Have you ever want to try the ludicrous power of 24 CPU cores? I sure have! In this post, I am experimenting with Google cloud engine to transcode H264 files to H265.
I have a lot of 1080p H264 movies. This takes too much space. A 30 minutes movies took almost 1GB of storage. However, I found out that we can save more than 70% of the space with the same quality by converting those file to H265. Good news right? Yeah right, The hard pill is that we are trading space for computing complexity. On my laptop, with Intel core I7 6500U with 2 cores, 4 thread and 8 gigabytes of memory, It takes twice the time of the movies to encode. For example, in 1-hour long movie, it will take 2 hours to encode one file. I have 24, 30 minutes long files that I want to convert. That means it will take one day to convert everything!
Surely there is a better solution, right? For example by leveraging GPU capabilities. I got 2x speed up by using Intel encoding solution, Intel QuickSync. The problem is, GPU based encoding tends to produce lower quality images and bigger file size. When I tried to encode a 1 GB file, I got an 80MB file from CPU encoding and 300MB from Intel QuickSync. All in similar preset. 220MB might be not much, but if we have a lot of files, that will pile up quickly. Another option might be to buy GPU with the newer, better, faster chipset. I am stingy though, I can’t justify the money to buy a new GPU.
Fortunately, I heard that Google gives us free credit (300 Euro) for testing their service. Therefore, why don’t we use google cloud engine for doing the encoding? After all, we can select a virtual machine with a powerful CPU. For most people, their internet upload speed might make this solution already impractical even before we test it. Regardless, I am just curious whether Google Cloud Engine can give me good speed encoding H264 file to H265.
First, let’s decide which type of virtual machine that we can choose in Google Cloud Engine. You can view it through here https://cloud.google.com/compute/docs/machine-types. I choose to use the high CPU machine type to perform the experiment because H265 encoding is CPU-bounded process. I opt for the spot instance https://medium.com/google-cloud/google-clouds-spot-instances-win-big-and-you-should-too-5b244ca3facf because it’s cheaper than the on-demand instance and suitable for batch processing such as this one. The machine region is Europe-west4-a I perform the experiment using various core size. The table below shows the exact machine configuration that I use for encoding:
You might ask, this might not be a valid test because I use different memory size. However, if you increase the core size, the number of minimum memory size that you can pick is also increasing.

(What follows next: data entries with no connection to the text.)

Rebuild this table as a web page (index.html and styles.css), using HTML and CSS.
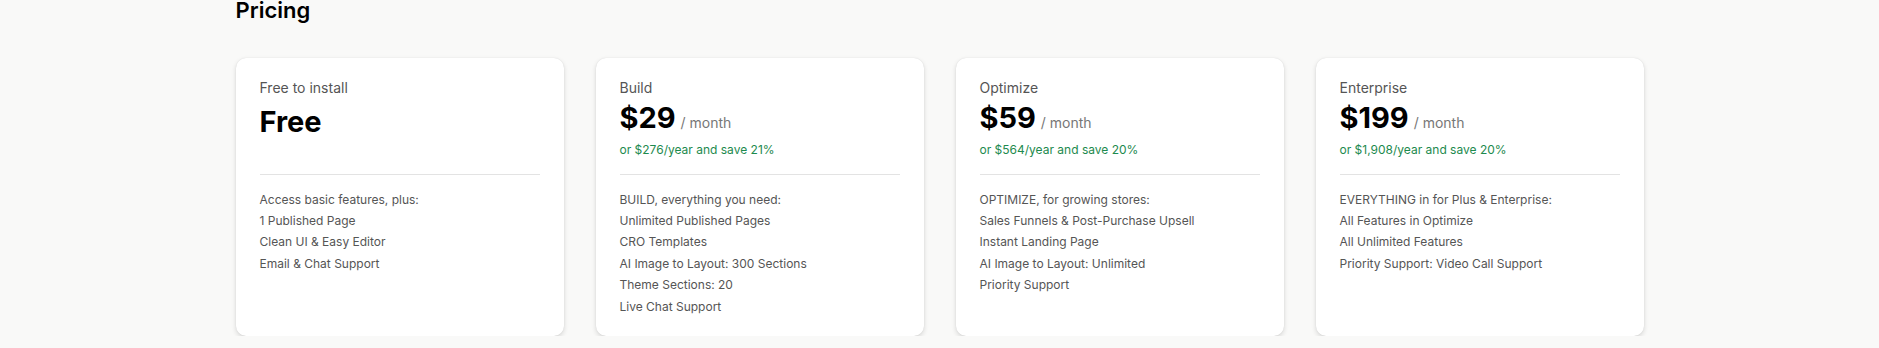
FILE: index.html
```html
<!DOCTYPE html>
<html lang="en">
<head>
<meta charset="utf-8">
<title>Pricing</title>
<link rel="stylesheet" href="styles.css">
</head>
<body>
<main class="page">
  <h2 class="page-title">Pricing</h2>
  <div class="plans">
    <section class="plan">
      <div class="plan-head">
        <div class="plan-name">Free to install</div>
        <div class="plan-price plan-price--free"><span class="amount">Free</span></div>
      </div>
      <ul class="features">
        <li>Access basic features, plus:</li>
        <li>1 Published Page</li>
        <li>Clean UI &amp; Easy Editor</li>
        <li>Email &amp; Chat Support</li>
      </ul>
    </section>
    <section class="plan">
      <div class="plan-head">
        <div class="plan-name">Build</div>
        <div class="plan-price"><span class="amount">$29</span><span class="period">/ month</span></div>
        <div class="plan-annual">or $276/year and save 21%</div>
      </div>
      <ul class="features">
        <li>BUILD, everything you need:</li>
        <li>Unlimited Published Pages</li>
        <li>CRO Templates</li>
        <li>AI Image to Layout: 300 Sections</li>
        <li>Theme Sections: 20</li>
        <li>Live Chat Support</li>
      </ul>
    </section>
    <section class="plan">
      <div class="plan-head">
        <div class="plan-name">Optimize</div>
        <div class="plan-price"><span class="amount">$59</span><span class="period">/ month</span></div>
        <div class="plan-annual">or $564/year and save 20%</div>
      </div>
      <ul class="features">
        <li>OPTIMIZE, for growing stores:</li>
        <li>Sales Funnels &amp; Post-Purchase Upsell</li>
        <li>Instant Landing Page</li>
        <li>AI Image to Layout: Unlimited</li>
        <li>Priority Support</li>
      </ul>
    </section>
    <section class="plan">
      <div class="plan-head">
        <div class="plan-name">Enterprise</div>
        <div class="plan-price"><span class="amount">$199</span><span class="period">/ month</span></div>
        <div class="plan-annual">or $1,908/year and save 20%</div>
      </div>
      <ul class="features">
        <li>EVERYTHING in for Plus &amp; Enterprise:</li>
        <li>All Features in Optimize</li>
        <li>All Unlimited Features</li>
        <li>Priority Support: Video Call Support</li>
      </ul>
    </section>
  </div>
</main>
</body>
</html>
```

FILE: styles.css
```css
* { box-sizing: border-box; }

html, body {
  margin: 0;
  padding: 0;
  background: #f9f9f8;
  font-family: Inter, "Noto Sans", sans-serif;
  color: #303030;
}

.page {
  width: 1408px;
  margin: 0 auto;
}

.page-title {
  margin: 0;
  font-size: 22px;
  line-height: 20px;
  font-weight: 600;
  color: #000;
}

.plans {
  margin-top: 38px;
  display: grid;
  grid-template-columns: repeat(4, 328px);
  gap: 32px;
}

.plan {
  background: #fff;
  border-radius: 10px;
  padding: 20px 24px 19px;
  box-shadow: 0 2px 5px rgba(0, 0, 0, 0.14), 0 0 1px rgba(0, 0, 0, 0.12);
}

.plan-head {
  height: 97px;
  border-bottom: 1px solid #e3e3e3;
}

.plan-name {
  font-size: 14px;
  line-height: 20px;
  color: #555;
}

.plan-price {
  height: 40px;
  font-size: 29px;
  line-height: 40px;
  white-space: nowrap;
}

.plan-price--free {
  margin-top: 4px;
}

.amount {
  font-size: 29px;
  font-weight: 700;
  color: #000;
}

.period {
  margin-left: 5px;
  font-size: 14px;
  line-height: 1;
  color: #777;
}

.plan-annual {
  margin-top: 2px;
  font-size: 12px;
  line-height: 20px;
  color: #1d8a4e;
}

.features {
  list-style: none;
  margin: 13.5px 0 0;
  padding: 0;
  font-size: 12px;
  line-height: 21.4px;
  color: #555;
}
```
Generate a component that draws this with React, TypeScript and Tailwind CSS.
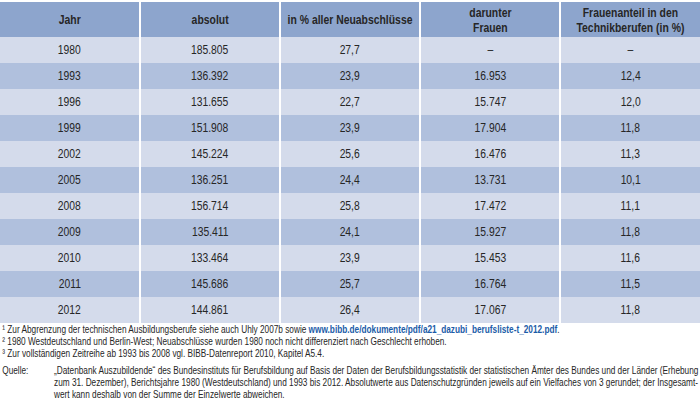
import React from "react";

const rows: [string, string, string, string, string][] = [
  ["1980", "185.805", "27,7", "–", "–"],
  ["1993", "136.392", "23,9", "16.953", "12,4"],
  ["1996", "131.655", "22,7", "15.747", "12,0"],
  ["1999", "151.908", "23,9", "17.904", "11,8"],
  ["2002", "145.224", "25,6", "16.476", "11,3"],
  ["2005", "136.251", "24,4", "13.731", "10,1"],
  ["2008", "156.714", "25,8", "17.472", "11,1"],
  ["2009", "135.411", "24,1", "15.927", "11,8"],
  ["2010", "133.464", "23,9", "15.453", "11,6"],
  ["2011", "145.686", "25,7", "16.764", "11,5"],
  ["2012", "144.861", "26,4", "17.067", "11,8"],
];

const font = { fontFamily: '"Liberation Sans", Arial, sans-serif' };

const headers: React.ReactNode[] = [
  "Jahr",
  "absolut",
  "in % aller Neuabschlüsse",
  <>darunter<br />Frauen</>,
  <>Frauenanteil in den<br />Technikberufen (in %)</>,
];

export default function App() {
  return (
    <div className="w-[700px] h-[415px] bg-white text-[#262626] pt-[2px] overflow-hidden" style={font}>
      <div className="grid grid-cols-[139px_138px_138px_138px_139px] gap-x-[2px] h-[35px]">
        {headers.map((h, i) => (
          <div key={i} className="bg-[#8da5cd] flex items-center justify-center text-center font-bold text-[13px] leading-[15px] whitespace-nowrap">
            <span className="inline-block scale-x-[0.8] origin-center">{h}</span>
          </div>
        ))}
      </div>
      {rows.map((r, ri) => (
        <div key={ri} className="grid grid-cols-[139px_138px_138px_138px_139px] gap-x-[2px] h-[26px]">
          {r.map((c, ci) => (
            <div key={ci} className={`${ri % 2 === 0 ? "bg-[#d4dbeb]" : "bg-[#b0c0dd]"} flex items-center justify-center text-[12px]`}>
              <span className="inline-block scale-x-[0.86] origin-center">{c}</span>
            </div>
          ))}
        </div>
      ))}
      <div className="w-[700px] overflow-hidden">
        <div className="w-[934px] origin-left scale-x-[0.75] text-[11px] leading-[12px] pl-[3px] whitespace-nowrap">
          <div>¹ Zur Abgrenzung der technischen Ausbildungsberufe siehe auch Uhly 2007b sowie <span className="text-[#1b5ca8] font-bold">www.bibb.de/dokumente/pdf/a21_dazubi_berufsliste-t_2012.pdf</span>.</div>
          <div>² 1980 Westdeutschland und Berlin-West; Neuabschlüsse wurden 1980 noch nicht differenziert nach Geschlecht erhoben.</div>
          <div>³ Zur vollständigen Zeitreihe ab 1993 bis 2008 vgl. BIBB-Datenreport 2010, Kapitel A5.4.</div>
          <div className="flex mt-[5px]">
            <div className="w-[69px] shrink-0">Quelle:</div>
            <div>
              <div>„Datenbank Auszubildende“ des Bundesinstituts für Berufsbildung auf Basis der Daten der Berufsbildungsstatistik der statistischen Ämter des Bundes und der Länder (Erhebung</div>
              <div>zum 31. Dezember), Berichtsjahre 1980 (Westdeutschland) und 1993 bis 2012. Absolutwerte aus Datenschutzgründen jeweils auf ein Vielfaches von 3 gerundet; der Insgesamt-</div>
              <div>wert kann deshalb von der Summe der Einzelwerte abweichen.</div>
            </div>
          </div>
        </div>
      </div>
    </div>
  );
}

I use FFMPEG version 4.0.2 to encode the file is 30 minutes long, with the following settings:
ffmpeg -i input.mkv -c:v libx265 -q:v 22 -c:a libopus output.mkv
The option -c:v is used to select the video codec. In this case, we choose the x265 library provided by FFMPEG. the -q:v is used to select the target video quality. Lower value means higher video quality at the expense of increased space requirements. The recommended value for this is actually 28. I choose 22 because using the value 28 gives me unpleasant artifact.
The option -c: a is used to select the audio codec. Libopus is an audio encoding engine for the OPUS codec. Opus is a high-performance format for audio, which has a better sound quality and lower bitrate requirements than MP3, OGG or AAC. For your information, MP3 typically need 320kb/s to produce CD-like quality, while with Opus, you can achieve the same result with only 96kb/s.
From the graph, we can see that only when the CPU core is more than 24 we get faster than real-time decoding. the biggest jump in performance is when we increase the core number from 4 to 8 CPU cores. At 4 cores, the encoding speed is actually two times slower than my laptop with 2 core CPU. This is interesting because Google Compute Engine uses a much faster Intel Xeon Skylake processor on its base machine. This suggests the “CPU Core” performance is not the same as the “base CPU core”. Probably this is because the base machine is shared with other tenants.
The rest of the performance jump is not as significant as when we switch from 4 CPU core to 8 CPU cores. Switching from 8 CPU cores to 16 CPU cores only improve approximately 0.33 times. Further increasing the number of CPU from 16 to 24 only improve 0.25 times. This could be caused by the encoder cannot take more benefit from more CPU core due to the algorithm design. The following pictures show that when we enable 24 CPU cores, The CPU Cores load was lower than 16 CPU cores machine. Starting from 16 CPU Cores, the CPU is not used 100%.
The High-CPU Google Compute engine can be used to perform accelerate transcoding task. However, this is only true when we use more than 8 CPU cores. Lower than that then it might be better just to use your own computer if you just striving for encoding speed. The price for a machine with more than 8 CPU cores is prohibitively expensive, not including the time and money necessary to transfer your file to the Google Cloud Engine. In conclusion? It is impractical. Don’t do it.
You should note that in this experiment, I used the same FFMPEG parameters for every machine. A more optimized parameter for multi-core transcoding might exist. Your miles might vary.